We met at the Santa Monica outpost of the Bodega wine bar. Though it was fairly dark inside, I recognized his face at the bar. I waved and walked toward him. As he stood up, his body did not match his face, or any of his online pictures. He was not the same guy surfing in the wetsuit, or wearing the tux, or looking all skinny with his bushy brown hair. He must have gained 50 pounds, maybe more. Beneath his beige button-down shirt I could see man boobs.
“Shall we get a table?” he asked.
As I turned to walk toward the table, my mouth gaped open in disbelief, as though I were protesting to some unseen observer, can you believe this? It was deception, plain and simple. What was he thinking? That his sparkling personality would so charm me that I wouldn’t mind being lured with misleading pictures?
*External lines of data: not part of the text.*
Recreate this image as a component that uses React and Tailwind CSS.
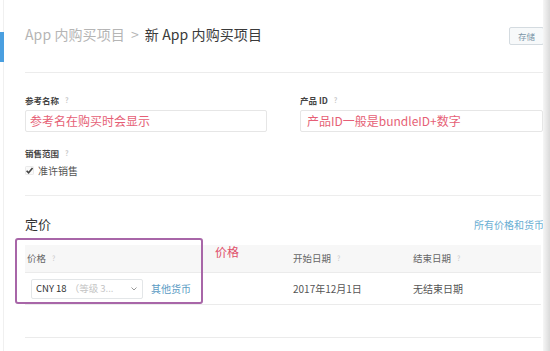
import React from "react";

const font = { fontFamily: '"Noto Sans CJK SC", "Noto Sans", sans-serif' };

function Help() {
  return <span className="ml-[6px] text-[7px] text-[#c8c8c8]">?</span>;
}

export default function App() {
  return (
    <div style={font} className="relative w-[550px] h-[351px] overflow-hidden bg-white flex text-[#333]">
      {/* side bar edge */}
      <div className="w-[4px] shrink-0 border-r border-[#f0f0f0]">
        <div className="mt-[32px] h-[30px] w-[4px] bg-[#4a9fe0]" />
      </div>

      <div className="flex-1 pl-[21px] flex flex-col">
        {/* header */}
        <div className="h-[73px] flex justify-between items-start border-b border-[#ececec] shrink-0">
          <div className="mt-[24px] text-[14px] leading-[20px] tracking-[0.1px]">
            <span className="text-[#b5b5b5]">App 内购买项目</span>
            <span className="text-[#b5b5b5] mx-[6px]">&gt;</span>
            <span className="text-[#3a3a3a]">新 App 内购买项目</span>
          </div>
          <button className="mt-[27px] h-[18px] w-[35px] mr-[-1px] border border-[#d4dbe0] rounded-[2px] bg-[#f7f9fa] text-[8.5px] text-[#7d96a8] leading-none">
            存储
          </button>
        </div>

        {/* fields */}
        <div className="flex gap-[33px] mt-[21px]">
          <div className="w-[242px]">
            <div className="h-[12px] text-[8.5px] leading-[12px] font-bold text-[#444] flex items-center">
              参考名称<Help />
            </div>
            <div className="mt-[4px] h-[22px] border border-[#e6e6e6] rounded-[2px] flex items-center pl-[4px] text-[12px] text-[#e65f76]">
              参考名在购买时会显示
            </div>
          </div>
          <div className="w-[243px]">
            <div className="h-[12px] text-[8.5px] leading-[12px] font-bold text-[#444] flex items-center">
              产品 ID<Help />
            </div>
            <div className="mt-[4px] h-[22px] border border-[#e6e6e6] rounded-[2px] flex items-center pl-[6px] text-[12px] text-[#e65f76]">
              产品ID一般是bundleID+数字
            </div>
          </div>
        </div>

        <div className="mt-[15px] h-[12px] text-[8.5px] leading-[12px] font-bold text-[#444] flex items-center">
          销售范围<Help />
        </div>
        <div className="mt-[5px] h-[12px] flex items-center gap-[4px] text-[10px] text-[#555]">
          <svg width="9" height="9" viewBox="0 0 10 10">
            <rect x="0.5" y="0.5" width="9" height="9" rx="1" fill="#fafafa" stroke="#e2e2e2" strokeWidth="0.8" />
            <path d="M1.8 5.2 L4 7.6 L8.4 2.2" fill="none" stroke="#444" strokeWidth="1.8" />
          </svg>
          准许销售
        </div>

        <div className="mt-[19px] mr-[2px] border-t border-[#ededed]" />

        {/* pricing */}
        <div className="mt-[19px] h-[18px] flex items-center justify-between">
          <span className="text-[13px] text-[#333]">定价</span>
          <span className="text-[10px] text-[#6aaed3] mr-[-1px]">所有价格和货币</span>
        </div>

        <div className="mt-[12px] mr-[2px]">
          <div className="h-[28px] bg-[#f7f7f7] border-b border-[#ebebeb] flex items-center text-[9.5px] text-[#666]">
            <div className="w-[268px] pl-[2px] flex items-center">价格<Help /></div>
            <div className="w-[120px] flex items-center">开始日期<Help /></div>
            <div className="flex items-center">结束日期<Help /></div>
          </div>
          <div className="h-[32px] border-b border-[#ebebeb] flex items-center text-[9.5px] text-[#555]">
            <div className="w-[268px] pl-[6px] flex items-center">
              <div className="w-[112px] h-[20px] border border-[#e3e6e8] rounded-[2px] flex items-center pl-[4px] pr-[5px]">
                <span className="text-[#333]">CNY 18</span>
                <span className="ml-[3px] text-[#c4c4c4] flex-1 truncate">（等级 3...</span>
                <svg width="6" height="4" viewBox="0 0 6 4">
                  <path d="M0.5 0.5 L3 3 L5.5 0.5" fill="none" stroke="#999" strokeWidth="1" />
                </svg>
              </div>
              <span className="ml-[8px] text-[10px] text-[#5b9cc4]">其他货币</span>
            </div>
            <div className="w-[120px] text-[10px]">2017年12月1日</div>
            <div className="text-[10px]">无结束日期</div>
          </div>
          <div className="h-[33px] border-b border-[#ebebeb]" />
        </div>
      </div>

      {/* right shade */}
      <div className="w-[9px] shrink-0 bg-gradient-to-r from-[#f6f6f6] to-[#d2d2d2]" />

      {/* annotations */}
      <div className="absolute left-[15px] top-[238px] w-[188px] h-[66px] border-2 border-[#a866a8] rounded-[3px]" />
      <div className="absolute left-[215px] top-[244px] text-[12px] leading-[16px] text-[#e0506b]">价格</div>
    </div>
  );
}
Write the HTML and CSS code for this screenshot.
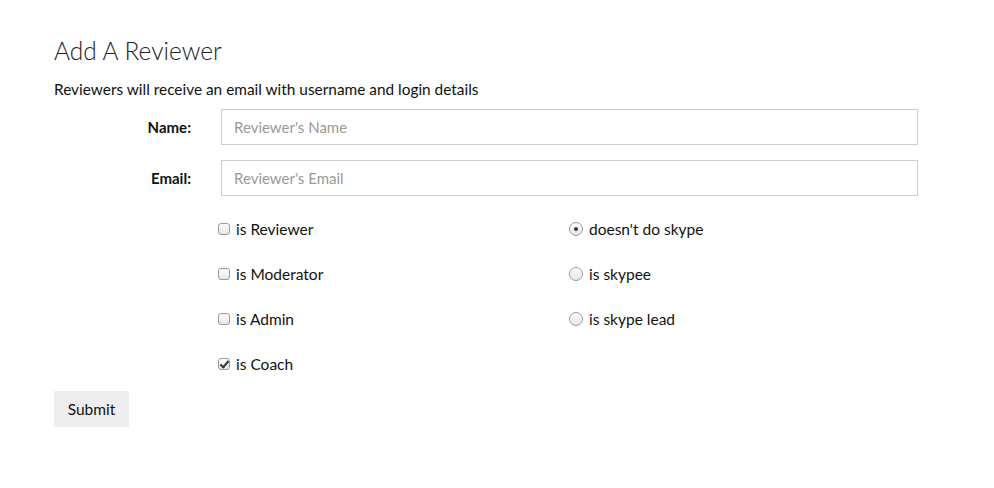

“Do you want food?” the waiter asked.
I hadn’t eaten dinner, but I wanted to get out of there as quickly as possible. Mr. Misrepresentation wanted to know if the fingerling potatoes were French fries. Then he wanted to know if the wine bar had French fries.
“I really like French fries,” he announced.
I kept looking at him, trying to reconcile the person in front of me with the person in his photos. I asked him how many women he’d been out with from the dating website.
“More than two and less than 50,” he said. His profile said he was a lawyer. He’d graduated law school a year ago but failed the bar. More misrepresentation.
“Such a lawyerly answer,” I said.
He went into a long-winded explanation of how he didn’t keep a scorecard but finally said, “Nine or 10. You?”
“The same.” He was date No. 9.
“And how many of those were total jerks you couldn’t wait to get away from?”
“Three.” I didn’t even have to think about it.
Though talking about other online dates is not the way to go when you’re on an online date, I didn’t care, and I willingly launched into my stories. After telling him about the two most obnoxious guys, I said, “and some people are deceptive.”
Then I stared down at my salad.
“Are you trying to say something about me?”
I looked up at him and started reeling all over again.
“Do you think you look like your pictures?”
“Well, I’ve gained a few pounds.”
A few pounds?
“You should put a more recent picture up,” I said, looking back down at my salad.
The waiter eventually brought the check in a small glass. Mr. Misrepresentation stared at it for a while, then he took out his credit card and put it into the glass.
I did nothing. I still felt angry and disappointed. After sitting there for more than an hour, making conversation and forcing myself to get through the date, I had to say something before I left.
“You know, you really don’t look like your pictures.”
There. I said it.
“I think I am how I describe myself,” he said.
“You weren’t what I was expecting at all.” He needed to hear it. “When was that surfing picture of you taken?”
“Four years ago. But the caption says 2007,” he said defensively.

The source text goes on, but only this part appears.